Beginning with the opening line of the entries, return every line through the one containing "import React from", both included, and nothing else. Omit pictures.

--- Information provided ---

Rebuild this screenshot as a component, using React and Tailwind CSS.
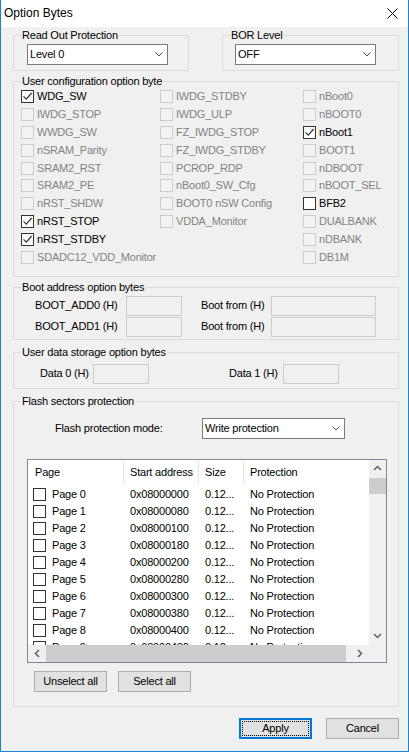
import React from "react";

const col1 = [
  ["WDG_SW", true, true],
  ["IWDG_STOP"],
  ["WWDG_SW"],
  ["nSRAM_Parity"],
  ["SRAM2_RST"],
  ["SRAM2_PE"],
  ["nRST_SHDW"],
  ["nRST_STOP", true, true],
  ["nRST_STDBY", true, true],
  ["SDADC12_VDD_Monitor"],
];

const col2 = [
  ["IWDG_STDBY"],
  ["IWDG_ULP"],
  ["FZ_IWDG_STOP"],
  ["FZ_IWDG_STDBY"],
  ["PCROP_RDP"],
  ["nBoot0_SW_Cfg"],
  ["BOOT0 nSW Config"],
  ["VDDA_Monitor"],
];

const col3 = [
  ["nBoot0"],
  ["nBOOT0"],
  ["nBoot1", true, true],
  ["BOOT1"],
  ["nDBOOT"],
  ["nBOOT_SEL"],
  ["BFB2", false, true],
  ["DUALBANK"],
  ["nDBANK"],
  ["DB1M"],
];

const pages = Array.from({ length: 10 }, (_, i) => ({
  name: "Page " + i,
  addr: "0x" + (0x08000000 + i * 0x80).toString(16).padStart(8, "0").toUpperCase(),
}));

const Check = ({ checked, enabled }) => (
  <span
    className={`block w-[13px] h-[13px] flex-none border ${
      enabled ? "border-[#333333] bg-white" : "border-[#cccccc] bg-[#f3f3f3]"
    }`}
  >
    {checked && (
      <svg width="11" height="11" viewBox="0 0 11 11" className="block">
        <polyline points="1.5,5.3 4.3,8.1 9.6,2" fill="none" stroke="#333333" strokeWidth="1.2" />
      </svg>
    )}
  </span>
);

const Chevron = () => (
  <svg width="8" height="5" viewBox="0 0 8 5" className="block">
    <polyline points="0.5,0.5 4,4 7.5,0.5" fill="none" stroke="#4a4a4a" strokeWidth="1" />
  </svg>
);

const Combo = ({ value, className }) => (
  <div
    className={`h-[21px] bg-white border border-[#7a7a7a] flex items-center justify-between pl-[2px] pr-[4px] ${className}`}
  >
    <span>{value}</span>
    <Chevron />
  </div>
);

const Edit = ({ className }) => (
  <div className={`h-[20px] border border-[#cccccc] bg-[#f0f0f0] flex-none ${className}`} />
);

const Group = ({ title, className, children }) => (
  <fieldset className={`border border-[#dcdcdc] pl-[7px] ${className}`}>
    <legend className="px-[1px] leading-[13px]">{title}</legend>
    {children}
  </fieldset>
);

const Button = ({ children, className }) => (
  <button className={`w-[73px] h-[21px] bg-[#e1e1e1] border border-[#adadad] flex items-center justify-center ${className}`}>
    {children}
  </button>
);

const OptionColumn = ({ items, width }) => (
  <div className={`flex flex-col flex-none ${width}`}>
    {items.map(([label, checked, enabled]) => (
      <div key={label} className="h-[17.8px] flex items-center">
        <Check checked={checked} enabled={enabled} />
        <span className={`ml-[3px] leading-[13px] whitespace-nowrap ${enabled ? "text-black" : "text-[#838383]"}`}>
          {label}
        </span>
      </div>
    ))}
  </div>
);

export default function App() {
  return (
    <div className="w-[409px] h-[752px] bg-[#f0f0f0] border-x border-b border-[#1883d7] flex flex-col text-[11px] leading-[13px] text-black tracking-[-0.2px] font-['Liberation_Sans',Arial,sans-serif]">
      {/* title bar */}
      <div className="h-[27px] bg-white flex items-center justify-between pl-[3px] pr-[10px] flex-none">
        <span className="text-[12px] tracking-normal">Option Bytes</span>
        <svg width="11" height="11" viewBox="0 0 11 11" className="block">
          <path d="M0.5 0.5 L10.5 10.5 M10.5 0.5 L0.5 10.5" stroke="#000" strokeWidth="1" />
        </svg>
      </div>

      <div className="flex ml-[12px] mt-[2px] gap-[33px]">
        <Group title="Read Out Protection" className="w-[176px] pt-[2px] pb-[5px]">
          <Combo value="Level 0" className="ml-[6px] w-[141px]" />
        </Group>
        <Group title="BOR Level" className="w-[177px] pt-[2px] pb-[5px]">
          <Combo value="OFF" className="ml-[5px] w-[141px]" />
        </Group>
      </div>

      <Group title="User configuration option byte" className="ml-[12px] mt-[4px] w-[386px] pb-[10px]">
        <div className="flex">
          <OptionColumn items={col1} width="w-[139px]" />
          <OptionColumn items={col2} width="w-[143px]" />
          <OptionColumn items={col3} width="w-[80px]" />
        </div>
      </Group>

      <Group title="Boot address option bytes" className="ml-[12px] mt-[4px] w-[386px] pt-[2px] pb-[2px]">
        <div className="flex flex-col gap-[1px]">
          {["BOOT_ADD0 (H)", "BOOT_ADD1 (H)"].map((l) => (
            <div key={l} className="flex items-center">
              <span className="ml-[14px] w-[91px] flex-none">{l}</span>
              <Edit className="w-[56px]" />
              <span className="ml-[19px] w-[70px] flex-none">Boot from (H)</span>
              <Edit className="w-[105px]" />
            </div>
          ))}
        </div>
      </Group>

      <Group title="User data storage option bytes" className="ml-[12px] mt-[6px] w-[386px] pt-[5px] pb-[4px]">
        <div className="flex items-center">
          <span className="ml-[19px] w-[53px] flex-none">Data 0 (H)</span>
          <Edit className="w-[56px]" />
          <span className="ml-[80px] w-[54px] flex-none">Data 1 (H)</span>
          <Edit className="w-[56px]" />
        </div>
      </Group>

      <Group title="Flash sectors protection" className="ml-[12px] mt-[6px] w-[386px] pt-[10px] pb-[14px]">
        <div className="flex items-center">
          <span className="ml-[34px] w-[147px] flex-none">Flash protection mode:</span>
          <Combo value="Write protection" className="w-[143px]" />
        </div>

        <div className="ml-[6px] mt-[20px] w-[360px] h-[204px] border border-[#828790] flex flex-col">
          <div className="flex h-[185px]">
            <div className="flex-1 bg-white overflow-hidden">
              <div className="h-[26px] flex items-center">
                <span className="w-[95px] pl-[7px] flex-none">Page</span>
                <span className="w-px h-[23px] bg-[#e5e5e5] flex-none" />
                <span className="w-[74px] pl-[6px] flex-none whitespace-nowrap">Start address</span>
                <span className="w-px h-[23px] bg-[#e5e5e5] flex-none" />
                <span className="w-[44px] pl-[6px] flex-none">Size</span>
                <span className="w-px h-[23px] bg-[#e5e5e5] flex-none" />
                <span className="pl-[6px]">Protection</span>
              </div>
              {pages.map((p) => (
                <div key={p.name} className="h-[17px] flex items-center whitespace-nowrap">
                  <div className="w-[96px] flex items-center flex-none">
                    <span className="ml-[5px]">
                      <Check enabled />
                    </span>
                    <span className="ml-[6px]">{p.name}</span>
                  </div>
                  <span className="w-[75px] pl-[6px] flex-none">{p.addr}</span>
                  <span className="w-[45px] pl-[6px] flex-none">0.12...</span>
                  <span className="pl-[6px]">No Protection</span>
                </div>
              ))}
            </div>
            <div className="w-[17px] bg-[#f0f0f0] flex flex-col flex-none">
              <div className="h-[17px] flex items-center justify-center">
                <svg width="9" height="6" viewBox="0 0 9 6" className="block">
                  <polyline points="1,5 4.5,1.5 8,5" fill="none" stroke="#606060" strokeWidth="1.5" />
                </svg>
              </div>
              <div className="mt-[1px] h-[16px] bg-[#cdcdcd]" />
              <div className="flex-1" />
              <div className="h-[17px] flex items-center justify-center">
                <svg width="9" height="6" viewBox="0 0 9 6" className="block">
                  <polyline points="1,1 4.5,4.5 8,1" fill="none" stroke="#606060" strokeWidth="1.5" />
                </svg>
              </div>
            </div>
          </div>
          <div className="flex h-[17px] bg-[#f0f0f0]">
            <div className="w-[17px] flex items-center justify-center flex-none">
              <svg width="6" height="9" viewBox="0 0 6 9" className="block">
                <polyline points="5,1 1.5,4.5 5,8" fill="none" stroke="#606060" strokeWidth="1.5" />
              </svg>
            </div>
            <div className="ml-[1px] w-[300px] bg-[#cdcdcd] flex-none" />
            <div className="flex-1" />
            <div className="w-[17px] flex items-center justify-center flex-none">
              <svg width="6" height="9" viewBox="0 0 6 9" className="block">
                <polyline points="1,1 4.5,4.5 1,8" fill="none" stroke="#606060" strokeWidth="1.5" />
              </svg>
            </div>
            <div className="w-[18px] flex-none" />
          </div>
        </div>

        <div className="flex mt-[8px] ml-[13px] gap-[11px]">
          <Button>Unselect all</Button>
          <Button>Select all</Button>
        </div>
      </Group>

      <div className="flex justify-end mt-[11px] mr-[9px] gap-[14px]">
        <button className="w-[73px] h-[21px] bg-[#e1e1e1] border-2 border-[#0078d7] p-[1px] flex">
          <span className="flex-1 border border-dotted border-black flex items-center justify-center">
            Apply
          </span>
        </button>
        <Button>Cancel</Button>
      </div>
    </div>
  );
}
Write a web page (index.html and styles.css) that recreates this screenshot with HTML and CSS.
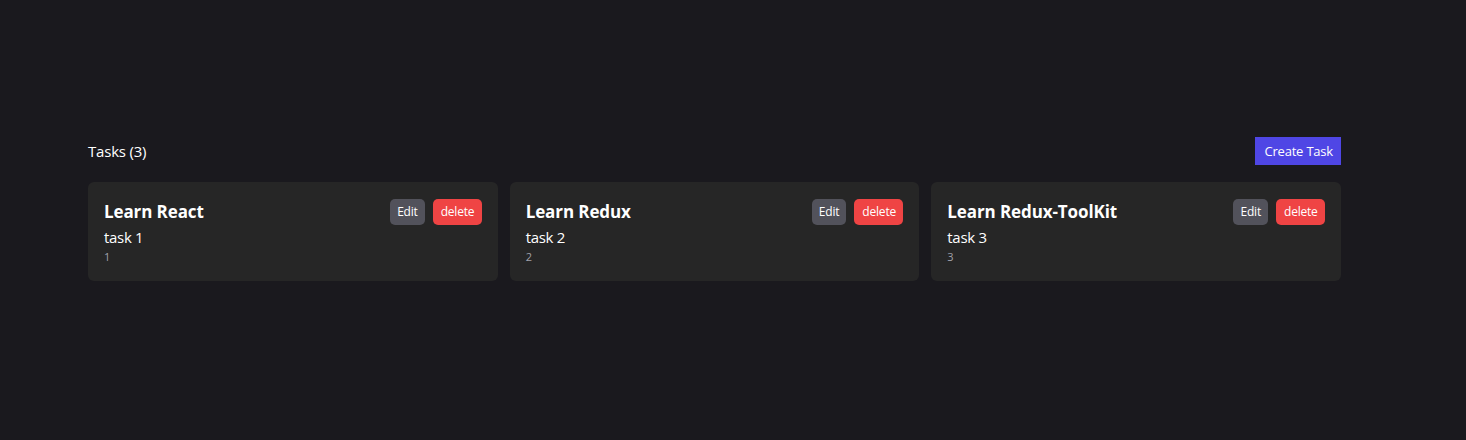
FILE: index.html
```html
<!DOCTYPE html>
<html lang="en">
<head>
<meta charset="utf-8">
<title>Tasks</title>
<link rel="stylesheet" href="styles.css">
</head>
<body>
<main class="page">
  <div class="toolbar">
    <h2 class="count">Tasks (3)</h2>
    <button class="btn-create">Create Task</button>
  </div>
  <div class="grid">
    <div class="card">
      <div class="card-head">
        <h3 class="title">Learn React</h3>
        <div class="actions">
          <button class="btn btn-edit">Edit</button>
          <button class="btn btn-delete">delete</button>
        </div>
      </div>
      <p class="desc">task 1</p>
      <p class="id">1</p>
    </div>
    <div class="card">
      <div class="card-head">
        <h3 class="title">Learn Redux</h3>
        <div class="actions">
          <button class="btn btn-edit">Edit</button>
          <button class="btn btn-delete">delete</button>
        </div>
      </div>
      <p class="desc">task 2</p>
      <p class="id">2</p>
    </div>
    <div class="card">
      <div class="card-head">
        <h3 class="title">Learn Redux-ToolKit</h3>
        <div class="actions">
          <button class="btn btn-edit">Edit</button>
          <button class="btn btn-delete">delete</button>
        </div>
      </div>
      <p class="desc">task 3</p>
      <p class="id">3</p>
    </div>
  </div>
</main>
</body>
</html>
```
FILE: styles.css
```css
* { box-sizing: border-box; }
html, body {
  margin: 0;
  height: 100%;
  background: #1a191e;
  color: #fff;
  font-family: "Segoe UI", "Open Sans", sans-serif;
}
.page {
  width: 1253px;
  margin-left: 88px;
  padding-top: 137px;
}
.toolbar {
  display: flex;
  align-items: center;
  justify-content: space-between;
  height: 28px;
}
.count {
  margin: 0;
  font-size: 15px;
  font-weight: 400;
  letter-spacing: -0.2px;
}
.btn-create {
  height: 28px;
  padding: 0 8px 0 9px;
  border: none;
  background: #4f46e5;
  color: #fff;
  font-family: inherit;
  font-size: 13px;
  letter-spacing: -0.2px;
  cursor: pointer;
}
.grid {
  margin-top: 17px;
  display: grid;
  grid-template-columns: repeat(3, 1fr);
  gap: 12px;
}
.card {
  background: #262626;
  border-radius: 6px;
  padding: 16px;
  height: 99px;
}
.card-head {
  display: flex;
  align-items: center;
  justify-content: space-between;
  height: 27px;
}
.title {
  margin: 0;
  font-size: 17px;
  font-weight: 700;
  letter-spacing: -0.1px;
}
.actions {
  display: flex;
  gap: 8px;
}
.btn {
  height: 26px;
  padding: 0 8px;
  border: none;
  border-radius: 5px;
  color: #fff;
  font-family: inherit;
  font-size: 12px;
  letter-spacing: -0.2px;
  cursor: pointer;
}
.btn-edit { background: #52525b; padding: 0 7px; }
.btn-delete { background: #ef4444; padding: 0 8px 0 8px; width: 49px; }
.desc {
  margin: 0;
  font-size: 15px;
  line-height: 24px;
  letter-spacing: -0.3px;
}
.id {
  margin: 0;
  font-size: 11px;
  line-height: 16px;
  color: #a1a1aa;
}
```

---

▶ _Answer to this exercise_
Rebuild this screenshot as a component, using React and Tailwind CSS.
import React from "react";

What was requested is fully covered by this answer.